Achtung: Wenn dein Vermieter vor Antragstellung bereits gekündigt hat, kann das nicht mehr rückgängig gemacht werden.
Was ist mit Möbeln, Kleidung, Haushaltsgeräten?
Diese Sachen sind unpfändbar, solange sie einfach und notwendig sind:
- Kleidung, Schuhe, Bettwäsche
- Kühlschrank, Herd, Waschmaschine
- Tisch, Stühle, Schränke
- Fernseher (Standardmodell), Radio, Küchengeräte
Nicht geschützt sind:
- teure Markeneinrichtung
- Sammlerstücke (z.
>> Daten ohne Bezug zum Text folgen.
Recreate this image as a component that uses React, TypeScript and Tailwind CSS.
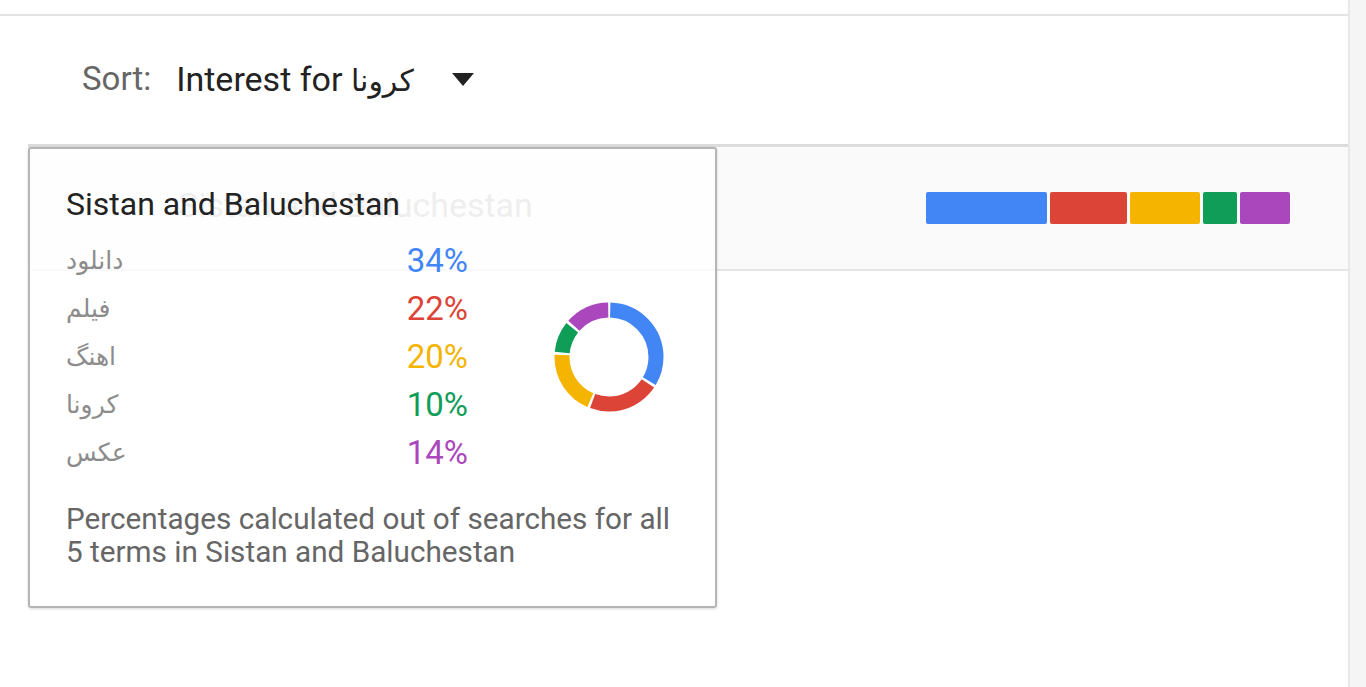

B. Designerlampen, Kunst)
- Luxusausstattung, Zweitgeräte, Schmuck
Der Insolvenzverwalter entscheidet immer im Einzelfall – und wirtschaftlich. Was kaum etwas einbringt, wird nicht verwertet.
Was ist mit Versicherungen, Sparverträgen, Riester?
- Rentenversicherungen mit pfändungsgeschütztem Charakter sind in der Regel unantastbar (§ 851c ZPO)
- Lebensversicherungen können gekündigt und verwertet werden – abhängig vom Rückkaufswert
- Sparverträge sind pfändbar, sofern sie nicht für Altersvorsorge gesichert sind
- Riester-Verträge sind geschützt – sofern gefördert und korrekt abgeschlossen
Hier gilt: Unbedingt anwaltlich prüfen lassen, bevor du kündigst oder aufgibst.
Tipps der Redaktion
Du musst nicht dein gesamtes Leben abgeben, wenn du in die Insolvenz gehst. Das Gesetz schützt dich – und viele Dinge des Alltags gehören dir weiterhin. Sei transparent, führe alle Gegenstände korrekt auf, und belege ihre Notwendigkeit. So vermeidest du Missverständnisse mit dem Insolvenzverwalter und sicherst dir ein menschenwürdiges Leben – mit Dach über dem Kopf, Mobilität und digitaler Teilhabe.